New VW Golf 1.4 TSI

The petrol version of the Volkswagen Golf MK7 is another winner, mixing punch and refinement

Overall Auto Express Rating

5.0 out of 5

This Golf 1.4 TSI can’t match the cleanest diesels for emissions, but it’s not far off. Smooth power delivery and strong mid-range punch make the most of the Golf’s talented chassis, while the DSG box is intuitive and fast. It’s hard not to be blown away by the car’s breadth of abilities – it’s a cliche, but this new Golf could be all the car you’ll ever need.

In our first drive, the new Mk7 VW Golf well and truly lived up to our high expectations. But that was the range-topping 2.0 TDI; now it’s time to test the 1.4 TSI engine – the more powerful of the two petrol engines.

In the previous Golf, the 1.4 TSI was the most popular choice for private buyers, but this engine is all-new. The 138bhp turbo, first seen in the Audi A1 Sportback, features clever cylinder shutdown tech, which senses when there’s no need for all four cylinders and shuts down two of them on the move.

Along with other fuel-saving measures, such as stop-start, the result is better fuel economy than the slower 84bhp 1.2 TSI and lower CO2 emissions of just 109g/km when twinned with a DSG dual-clutch auto.

Put your foot down and performance is strong, with plenty of torque to pull you along from low revs.
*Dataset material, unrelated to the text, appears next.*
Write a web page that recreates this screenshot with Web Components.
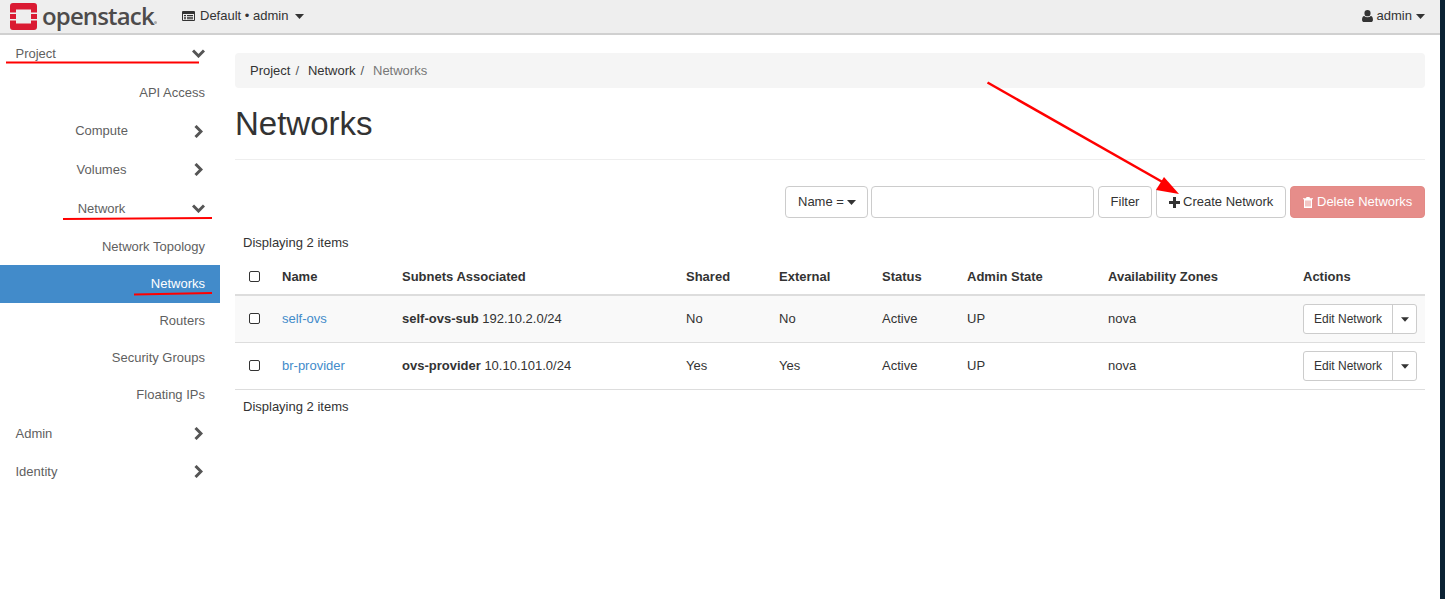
<!DOCTYPE html>
<html lang="en">
<head>
<meta charset="utf-8">
<title>Networks</title>
<style>
html, body { margin: 0; height: 100%; background: #fff; }
body { font: 13px/1.43 "Liberation Sans", Arial, sans-serif; color: #333; overflow: hidden; }
</style>
</head>
<body>
<os-app>
  <os-navbar slot="top"></os-navbar>
  <os-sidebar slot="side">
    <os-nav-item kind="top" chevron="down" style="--h:38.5px">Project</os-nav-item>
    <os-nav-item kind="leaf" style="--h:39px">API Access</os-nav-item>
    <os-nav-item kind="group" chevron="right" style="--h:38px">Compute</os-nav-item>
    <os-nav-item kind="group" chevron="right" style="--h:39px">Volumes</os-nav-item>
    <os-nav-item kind="group" chevron="down" style="--h:39.5px">Network</os-nav-item>
    <os-nav-item kind="leaf" style="--h:36px">Network Topology</os-nav-item>
    <os-nav-item kind="leaf" active style="--h:38px">Networks</os-nav-item>
    <os-nav-item kind="leaf">Routers</os-nav-item>
    <os-nav-item kind="leaf">Security Groups</os-nav-item>
    <os-nav-item kind="leaf">Floating IPs</os-nav-item>
    <os-nav-item kind="top" chevron="right" style="--h:40px">Admin</os-nav-item>
    <os-nav-item kind="top" chevron="right" style="--h:36px">Identity</os-nav-item>
  </os-sidebar>
  <os-breadcrumb></os-breadcrumb>
  <os-page-header>Networks</os-page-header>
  <os-table-actions></os-table-actions>
  <os-network-table>
    <os-network-row name="self-ovs" subnet="self-ovs-sub" cidr="192.10.2.0/24" shared="No" external="No" striped></os-network-row>
    <os-network-row name="br-provider" subnet="ovs-provider" cidr="10.10.101.0/24" shared="Yes" external="Yes"></os-network-row>
  </os-network-table>
  <os-annotations slot="over"></os-annotations>
</os-app>

<script>
const caret = '<svg class="caret" width="9" height="5" viewBox="0 0 9 5"><path d="M0 0h9L4.5 5z" fill="currentColor"/></svg>';

class OsApp extends HTMLElement {
  constructor() {
    super();
    this.attachShadow({ mode: 'open' });
    this.shadowRoot.innerHTML = `
<style>
:host { display: flex; position: relative; height: 599px; overflow: hidden; }
.page { flex: 1; min-width: 0; display: flex; flex-direction: column; }
.body { flex: 1; display: flex; min-height: 0; }
.side { flex: 0 0 220px; }
main { flex: 1; min-width: 0; padding: 18px 15px 0; }
.strip { flex: 0 0 5px; background: #0b2233; }
</style>
<div class="page">
  <slot name="top"></slot>
  <div class="body">
    <div class="side"><slot name="side"></slot></div>
    <main><slot></slot></main>
  </div>
</div>
<div class="strip"></div>
<slot name="over"></slot>`;
  }
}

class OsNavbar extends HTMLElement {
  constructor() {
    super();
    this.attachShadow({ mode: 'open' });
    this.shadowRoot.innerHTML = `
<style>
:host { display: flex; align-items: center; height: 33px; padding: 0 15px 0 10px; background: #eee; border-bottom: 2px solid #d0d0d0; color: #333; }
.logo { display: flex; align-items: center; width: 172px; flex: none; }
.word { font: 600 24px/29px "Open Sans", sans-serif; color: #4d4b4b; letter-spacing: -.85px; margin: 0 0 2px 5px; }
.dot { display: inline-block; width: 3px; height: 3px; border-radius: 50%; background: #aaa; margin: 12px 0 0 0; }
.ctx { display: flex; align-items: center; gap: 5px; }
.ctx .caret { margin-left: 2px; }
.user { margin-left: auto; display: flex; align-items: center; gap: 4px; }
</style>
<div class="logo">
  <svg width="27" height="27" viewBox="0 0 27 27">
    <path fill="#da1a32" d="M3 0h21a3 3 0 0 1 3 3v6.500h-6V6.500H6v3H0V3a3 3 0 0 1 3-3zM0 11h6v5H0zM21 11h6v5h-6zM0 17.500h6v3h15v-3h6V24a3 3 0 0 1-3 3H3a3 3 0 0 1-3-3z"/>
  </svg>
  <span class="word">openstack</span><span class="dot"></span>
</div>
<div class="ctx">
  <svg width="13" height="10" viewBox="0 0 13 10"><path fill="#333" fill-rule="evenodd" d="M1 0h11a1 1 0 0 1 1 1v8a1 1 0 0 1-1 1H1a1 1 0 0 1-1-1V1a1 1 0 0 1 1-1zm0 3v6h11V3zm1 1h2v1H2zm3 0h6v1H5zM2 5.700h2v1H2zm3 0h6v1H5zM2 7.300h2v1H2zm3 0h6v1H5z"/></svg>
  <span>Default • admin</span>${caret}
</div>
<div class="user">
  <svg width="11" height="12" viewBox="0 0 10 11"><path fill="#333" d="M5 0a2.800 2.800 0 0 1 2.800 2.900A2.800 2.800 0 0 1 5 5.800a2.800 2.800 0 0 1-2.800-2.900A2.800 2.800 0 0 1 5 0zM2 5.600C2.800 6.300 3.800 6.700 5 6.700s2.200-.4 3-1.100c1.300.2 2 1.400 2 3.300 0 1.300-.8 2.100-1.900 2.100H1.900C.8 11 0 10.200 0 8.900c0-1.900.7-3.100 2-3.300z"/></svg>
  <span>admin</span>${caret}
</div>`;
  }
}

class OsSidebar extends HTMLElement {
  constructor() {
    super();
    this.attachShadow({ mode: 'open' });
    this.shadowRoot.innerHTML = `
<style>:host { display: flex; flex-direction: column; width: 220px; }</style>
<slot></slot>`;
  }
}

class OsNavItem extends HTMLElement {
  constructor() {
    super();
    this.attachShadow({ mode: 'open' });
    this.shadowRoot.innerHTML = `
<style>
:host { display: flex; align-items: center; height: var(--h, 37px); color: #5f5f5f; position: relative; box-sizing: border-box; }
:host([kind="top"]) { padding-left: 15.500px; }
:host([kind="group"]) { justify-content: center; padding-right: 17px; }
:host([kind="leaf"]) { justify-content: flex-end; padding-right: 15px; }
:host([active]) { background: #428bca; color: #fff; }
svg { position: absolute; top: 50%; fill: none; stroke: #555; stroke-width: 3; }
svg.down { right: 15px; width: 13px; height: 9px; margin-top: -5px; }
svg.right { right: 17px; width: 9px; height: 13px; margin-top: -7px; }
</style>
<slot></slot><span id="icon"></span>`;
  }

  connectedCallback() {
    const dir = this.getAttribute('chevron');
    if (dir === 'down') {
      this.shadowRoot.querySelector('#icon').innerHTML = '<svg class="down" viewBox="0 0 13 9"><path d="M1 1.500l5.500 5.500 5.500-5.500"/></svg>';
    } else if (dir === 'right') {
      this.shadowRoot.querySelector('#icon').innerHTML = '<svg class="right" viewBox="0 0 9 13"><path d="M1.500 1l5.500 5.500-5.500 5.500"/></svg>';
    }
  }
}

class OsBreadcrumb extends HTMLElement {
  constructor() {
    super();
    this.attachShadow({ mode: 'open' });
    this.shadowRoot.innerHTML = `
<style>
:host { display: flex; align-items: center; height: 33px; padding: 2px 15px 0; background: #f5f5f5; border-radius: 4px; color: #333; }
i { font-style: normal; color: #555; padding: 0 5px; }
i + span { margin-left: 3.800px; }
.cur { color: #777; }
</style>
<span>Project</span><i>/</i><span>Network</span><i>/</i><span class="cur">Networks</span>`;
  }
}

class OsPageHeader extends HTMLElement {
  constructor() {
    super();
    this.attachShadow({ mode: 'open' });
    this.shadowRoot.innerHTML = `
<style>
:host { display: block; height: 71px; border-bottom: 1px solid #eee; margin-bottom: 26px; }
h1 { margin: 0; padding-top: 17px; font: 400 33px/38px "Liberation Sans", sans-serif; color: #333; }
</style>
<h1><slot></slot></h1>`;
  }
}

class OsTableActions extends HTMLElement {
  constructor() {
    super();
    this.attachShadow({ mode: 'open' });
    this.shadowRoot.innerHTML = `
<style>
:host { display: flex; justify-content: flex-end; gap: 4px; height: 32px; }
button, input { box-sizing: border-box; height: 32px; border: 1px solid #ccc; border-radius: 4px; background: #fff; font: 13px "Liberation Sans", sans-serif; color: #333; padding: 0 12px 2px; margin: 0; display: flex; align-items: center; white-space: nowrap; }
.name { width: 83px; gap: 3px; margin-right: -1px; }
input { width: 223px; }
.filter { width: 54px; justify-content: center; }
.create { width: 130px; gap: 3px; }
.delete { width: 135px; gap: 4px; background: #e68d8a; border-color: #e38a86; color: #fff; }
button svg { flex: none; margin-top: 2px; }
</style>
<button class="name">Name = ${caret}</button>
<input type="text">
<button class="filter">Filter</button>
<button class="create"><svg width="11" height="11" viewBox="0 0 11 11"><path fill="#333" d="M4 0h3v4h4v3H7v4H4V7H0V4h4z"/></svg>Create Network</button>
<button class="delete"><svg width="10" height="11" viewBox="0 0 10 11"><path fill="#fff" fill-rule="evenodd" d="M3.500 0h3L7 1.300h3v1H9V11H1V2.300H0v-1h3zM2.500 3.500v6h1v-6zm2 0v6h1v-6zm2 0v6h1v-6z"/></svg>Delete Networks</button>`;
  }
}

const tableColumns = '39px 120px 284px 93px 103px 85px 141px 195px 130px';
const checkboxStyle = 'input { appearance: none; box-sizing: border-box; margin: 0 0 2px; width: 11px; height: 11px; background: #fff; border: 1px solid #333; border-radius: 2px; }';

class OsNetworkTable extends HTMLElement {
  constructor() {
    super();
    this.attachShadow({ mode: 'open' });
    this.shadowRoot.innerHTML = `
<style>
:host { display: block; }
.count { height: 24px; line-height: 18px; padding: 16px 8px 0; }
.head { display: grid; grid-template-columns: ${tableColumns}; height: 34px; padding-top: 2px; align-items: center; border-bottom: 2px solid #ddd; font-weight: 700; }
.head > * { padding-left: 8px; }
.head .check { padding-left: 14px; display: flex; }
${checkboxStyle}
.foot { height: 34px; line-height: 18px; padding: 8px 8px 0; box-sizing: border-box; }
</style>
<div class="count">Displaying 2 items</div>
<div class="head">
  <div class="check"><input type="checkbox"></div>
  <div>Name</div><div>Subnets Associated</div><div>Shared</div><div>External</div><div>Status</div><div>Admin State</div><div>Availability Zones</div><div>Actions</div>
</div>
<slot></slot>
<div class="foot">Displaying 2 items</div>`;
  }
}

class OsNetworkRow extends HTMLElement {
  constructor() {
    super();
    this.attachShadow({ mode: 'open' });
    this.shadowRoot.innerHTML = `
<style>
:host { display: grid; grid-template-columns: ${tableColumns}; height: 46px; align-items: center; border-bottom: 1px solid #ddd; }
:host([striped]) { background: #f9f9f9; }
.cell { padding-left: 8px; }
.check { padding-left: 14px; display: flex; }
${checkboxStyle}
a { color: #428bca; text-decoration: none; }
.actions { display: flex; justify-content: flex-end; padding: 0 8px 0 0; }
.group { display: flex; height: 30px; box-sizing: border-box; border: 1px solid #ccc; border-radius: 3px; background: #fff; font-size: 12px; align-items: center; white-space: nowrap; }
.edit { padding: 0 10px; line-height: 28px; border-right: 1px solid #ccc; }
.more { width: 23px; display: flex; justify-content: center; }
.more .caret { width: 8px; }
</style>
<div class="check"><input type="checkbox"></div>
<div class="cell"><a id="name"></a></div>
<div class="cell"><b id="subnet"></b> <span id="cidr"></span></div>
<div class="cell" id="shared"></div>
<div class="cell" id="external"></div>
<div class="cell">Active</div>
<div class="cell">UP</div>
<div class="cell">nova</div>
<div class="actions"><div class="group"><span class="edit">Edit Network</span><span class="more">${caret}</span></div></div>`;
  }

  connectedCallback() {
    for (const key of ['name', 'subnet', 'cidr', 'shared', 'external']) {
      this.shadowRoot.querySelector('#' + key).innerText = this.getAttribute(key);
    }
  }
}

class OsAnnotations extends HTMLElement {
  constructor() {
    super();
    this.attachShadow({ mode: 'open' });
    this.shadowRoot.innerHTML = `
<style>
:host { position: absolute; inset: 0; pointer-events: none; display: block; }
svg { display: block; }
</style>
<svg width="1445" height="599" viewBox="0 0 1445 599">
  <g stroke="#f00" stroke-width="2" fill="none">
    <path d="M6 62.500L199 62.500"/>
    <path d="M63 219L212 218"/>
    <path d="M134 294.500L212 293"/>
    <path stroke-width="2.500" d="M987.500 82.500L1166 184"/>
  </g>
  <path fill="#f00" d="M1164 177L1179 194L1156 190z"/>
</svg>`;
  }
}

customElements.define('os-app', OsApp);
customElements.define('os-navbar', OsNavbar);
customElements.define('os-sidebar', OsSidebar);
customElements.define('os-nav-item', OsNavItem);
customElements.define('os-breadcrumb', OsBreadcrumb);
customElements.define('os-page-header', OsPageHeader);
customElements.define('os-table-actions', OsTableActions);
customElements.define('os-network-table', OsNetworkTable);
customElements.define('os-network-row', OsNetworkRow);
customElements.define('os-annotations', OsAnnotations);
</script>
</body>
</html>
The engine doesn’t feel quite as potent as it does in the A1, but throttle response is crisp and it revs smoothly to the limiter. Its real strong point, though, is refinement. On part-throttle at cruising speeds, the engine is near-silent, and even when you work it hard, there’s only a gentle hum from it.

Although most buyers will opt for the manual gearbox, the DSG transmission works really well. In auto mode, the distinct gearchanges are perfectly judged, but take control with the paddles and you can make the most of the Golf’s huge front-end grip and superb neutral balance.
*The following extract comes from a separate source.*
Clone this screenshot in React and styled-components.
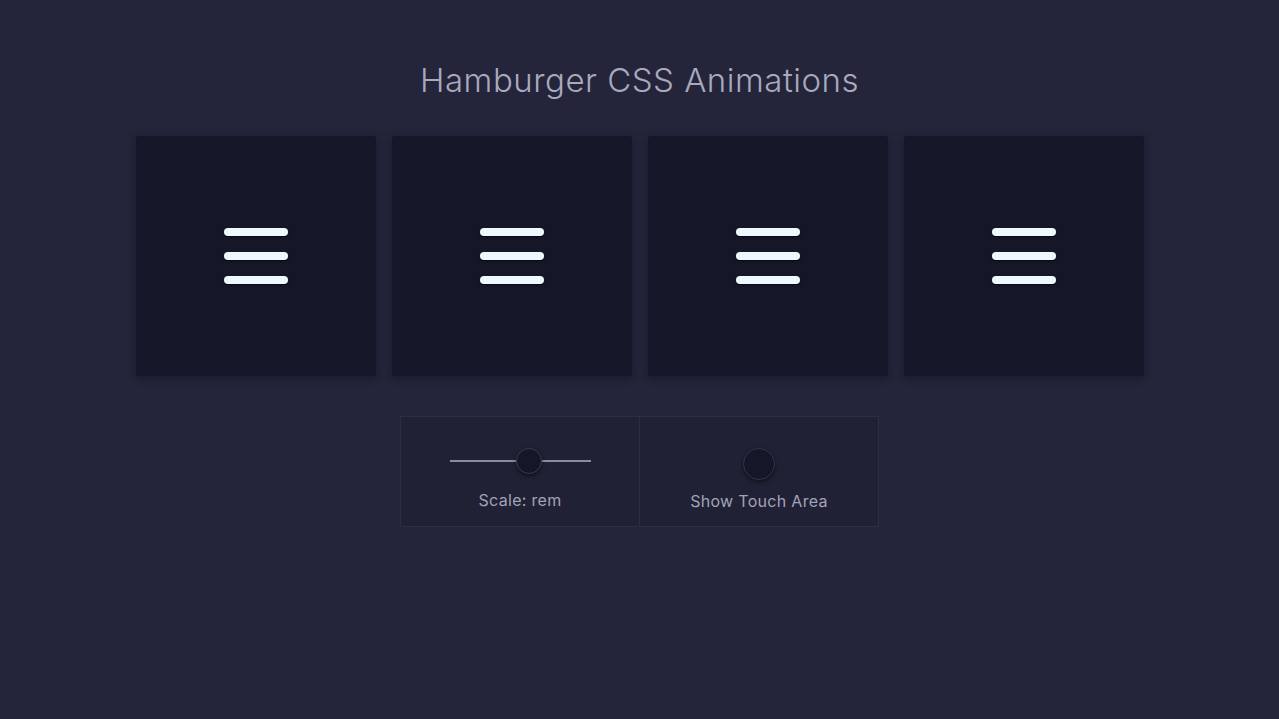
import React from 'react';
import styled, { createGlobalStyle } from 'styled-components';

const GlobalStyle = createGlobalStyle`
  html, body {
    margin: 0;
    padding: 0;
    background: #24253a;
    font-family: 'Inter', 'Open Sans', sans-serif;
  }
`;

const Page = styled.div`
  min-height: 719px;
  display: flex;
  flex-direction: column;
  align-items: center;
  padding-top: 58px;
  box-sizing: border-box;
`;

const Title = styled.h1`
  margin: 0;
  font-weight: 300;
  font-size: 33px;
  line-height: 44px;
  color: #a9a9bd;
  letter-spacing: 0.5px;
`;

const Grid = styled.div`
  display: grid;
  grid-template-columns: repeat(4, 240px);
  gap: 16px;
  margin-top: 34px;
`;

const Card = styled.div`
  width: 240px;
  height: 240px;
  background: #151628;
  border-radius: 3px;
  box-shadow: 0 2px 8px rgba(10, 10, 20, 0.45);
  display: flex;
  align-items: center;
  justify-content: center;
`;

const Burger = styled.div`
  display: flex;
  flex-direction: column;
  gap: 16px;
  margin-top: -1px;
`;

const Bar = styled.span`
  display: block;
  width: 64px;
  height: 8px;
  border-radius: 4px;
  background: #f0f8ff;
  box-shadow: 0 1px 2px rgba(0, 0, 0, 0.6);
`;

const Controls = styled.div`
  display: flex;
  margin-top: 40px;
`;

const Cell = styled.div`
  width: 238px;
  height: 109px;
  background: #202134;
  border: 1px solid #2d2e45;
  display: flex;
  flex-direction: column;
  align-items: center;
  & + & {
    border-left: none;
  }
`;

const SliderWrap = styled.div`
  position: relative;
  width: 141px;
  height: 26px;
  margin-top: 31px;
  display: flex;
  align-items: center;
`;

const Track = styled.div`
  width: 100%;
  height: 2px;
  background: #8b8ca0;
`;

const Thumb = styled.div`
  position: absolute;
  left: ${(p) => p.pos}%;
  top: 0;
  width: 24px;
  height: 24px;
  margin-left: -12px;
  border-radius: 50%;
  background: #151628;
  border: 1px solid #3a3b52;
  box-shadow: 0 2px 4px rgba(0, 0, 0, 0.5);
`;

const Toggle = styled.div`
  width: 30px;
  height: 30px;
  margin-top: 31px;
  border-radius: 50%;
  background: #151628;
  border: 1px solid #33344b;
  box-shadow: 0 2px 4px rgba(0, 0, 0, 0.5);
`;

const Label = styled.div`
  font-size: 16px;
  color: #a3a3b8;
  margin-top: ${(p) => p.top}px;
  letter-spacing: 0.3px;
`;

export default function App() {
  const cards = [0, 1, 2, 3];
  return (
    <>
      <GlobalStyle />
      <Page>
        <Title>Hamburger CSS Animations</Title>
        <Grid>
          {cards.map((i) => (
            <Card key={i}>
              <Burger>
                <Bar />
                <Bar />
                <Bar />
              </Burger>
            </Card>
          ))}
        </Grid>
        <Controls>
          <Cell>
            <SliderWrap>
              <Track />
              <Thumb pos={56} />
            </SliderWrap>
            <Label top={16}>Scale: rem</Label>
          </Cell>
          <Cell>
            <Toggle />
            <Label top={11}>Show Touch Area</Label>
          </Cell>
        </Controls>
      </Page>
    </>
  );
}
Our test car was also fitted with optional Dynamic Chassis Control (DCC), which governs the suspension firmness and adds a fifth Comfort mode to the old car’s driving settings. Even in the firmest Sport setting, though, the Golf flows majestically with the road surface and refuses to get flustered. But our test route was on smooth Sardinian tarmac, – a thorough going-over on bumpy UK roads will better highlight any inadequacies.

The evolutionary design is far from radical, but it’s crisp and modern, while the interior has taken another leap forwards in quality. The technology count has risen, too, despite prices barely changing over the outgoing car.